Would Minnesotans support a new payroll tax to cover paid family and medical leave?
Its a new legislative session in St. Paul but a scheme for paid family and medical leave is, once again, on the agenda.
How would it work?
The proposed scheme would take the form of a new 0.6% payroll tax which, according to Bill Marx, the House chief fiscal analyst, would be split between the employee and employer’s income. This revenue would be used to pay for a maximum length of 12 weeks per year for medical or pregnancy leave and up to another 12 weeks for other qualifying exigencies for those who qualify.
The Center Square reports:
That tax would be collected from premiums starting on January 1, 2022, and placed into a fund to pay for assessments. Benefits would be paid out starting on July 1, 2023.
The program’s fiscal year 2021 expenditures would total nearly $11 million in administrative costs, with no benefits paid out.
“Accounting for the cost of the estimated annual benefit payment as estimated by the [Institute for Women’s Policy Research] along with the estimate of the cost of the business grants program, the annual costs of this program without administrative costs is $785,568,922,” the fiscal note states.
Who will really pay?
The first question to ask is who will really pay for this?
Of course, the plan is that the cost will be split evenly between employees and employers. But, in reality, the ‘incidence‘ of a tax, i.e. who really bears the burden, might not conform to such plans. Research taking this into account finds, in fact, that the burden of other payroll taxes, such as the Social Security tax which is nominally split equally between employee and employer, is passed on to the employee in full in the form of lower wages.
In all likelihood, the same will apply to this tax: Minnesota’s employees will pay it, not its employers.
Who will really benefit?
What about the other end?
The bill’s sponsor Rep. Laurie Halverson, D-Eagan, said the money is there to be used for payouts for serious medical conditions like childbirth and cancer. But not all of us will face these events. People who don’t will, in effect, be paying for those who do. That, of course, is how insurance works. But this is a compulsory insurance scheme, we have no choice whether or not we participate in it.

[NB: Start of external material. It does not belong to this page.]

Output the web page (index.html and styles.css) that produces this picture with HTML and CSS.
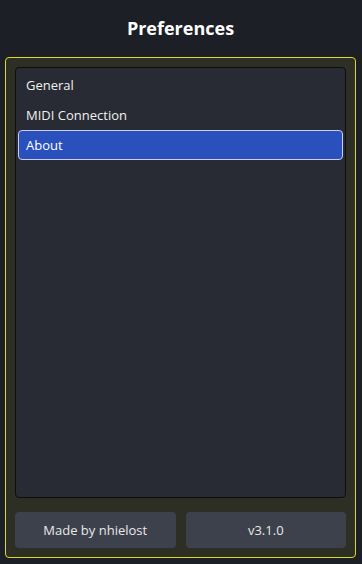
FILE: index.html
```html
<!DOCTYPE html>
<html>
<head>
<meta charset="utf-8">
<link rel="stylesheet" href="styles.css">
</head>
<body>
<div class="app">
  <h1 class="title">Preferences</h1>
  <div class="panel">
    <div class="list">
      <div class="item">General</div>
      <div class="item">MIDI Connection</div>
      <div class="item selected">About</div>
    </div>
    <div class="buttons">
      <div class="btn">Made by nhielost</div>
      <div class="btn">v3.1.0</div>
    </div>
  </div>
</div>
</body>
</html>
```
FILE: styles.css
```css
html, body {
  margin: 0;
  padding: 0;
  background: #1c1f26;
  width: 362px;
  height: 564px;
  overflow: hidden;
}
.app {
  font-family: "Open Sans", sans-serif;
  color: #ffffff;
  padding: 0 6px 0 5px;
}
.title {
  margin: 0;
  height: 57px;
  display: flex;
  align-items: center;
  justify-content: center;
  font-size: 18px;
  font-weight: 700;
  padding-bottom: 2px;
  box-sizing: border-box;
}
.panel {
  height: 501px;
  box-sizing: border-box;
  border: 1px solid #dcd81a;
  border-radius: 4px;
  background: #2d2e24;
  padding: 9px 9px 9px 9px;
  display: flex;
  flex-direction: column;
}
.list {
  flex: 1;
  background: #282b33;
  border: 1px solid #0d0e10;
  border-radius: 4px;
  padding: 2px 2px;
  display: flex;
  flex-direction: column;
}
.item {
  height: 30px;
  line-height: 28px;
  padding-left: 7px;
  font-size: 13px;
  color: #f0f0f0;
  border: 1px solid transparent;
  border-radius: 4px;
  box-sizing: border-box;
}
.selected {
  background: #2a50bd;
  border-color: #c8cfe6;
  color: #ffffff;
}
.buttons {
  display: flex;
  gap: 10px;
  margin-top: 14px;
}
.btn {
  flex: 1;
  height: 36px;
  background: #3d414c;
  border-radius: 4px;
  display: flex;
  align-items: center;
  justify-content: center;
  font-size: 13px;
  color: #e8e8e8;
}
```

This situation would be exacerbated if the payouts were not connected to what had been paid in. Roughly speaking, someone who earns Minnesota’s median annual wage of $42,630 will pay $256 into the fund while someone on the state’s Annual 10th percentile wage ($22,630) would pay $136 into it. But will payouts for the one worker be 88% higher for the one worker than for the other? Or will they be the same? If it is the latter, then the plan is even more clearly redistributional.
There is also the question of what happens if claims are greater than funds. Rep. Halverson said this week that: “Paying out without having a fund to pay out of would create deficit spending and that isn’t smart budgeting.” Quite so, but does this mean that, if the fund is emptied out by unexpectedly high claims that payouts will be cut back? Or will legislators simply dip into the General Fund? We have to look at our legislators and ask ourselves which is most likely.
Why not cut payroll taxes instead?
Minnesota’s workers are already some of the heaviest taxed in the United States. Before burdening them with yet another claim on their incomes, it might be worth asking two questions: First, what problem is this intended to solve? and, Second, is there a better way of solving it?
In answer to the first, Rep. Halverson says that the fund is necessary so that people can “keep buying groceries and buying drugs and keep feeding their family and putting a roof over their head while recovering from an illness or injury.”
But, moving on to the second question, it isn’t obvious that a new payroll tax is the solution to that problem. Couldn’t we just as well cut payroll taxes by the proposed 0.6%, leaving the money with those who have earned it so that they can save for a rainy day? Do we really need the state government to get involved with a new bureaucracy which will rack up costs of $11 million before paying out a single cent?
John Phelan is an economist at the Center of the American Experiment.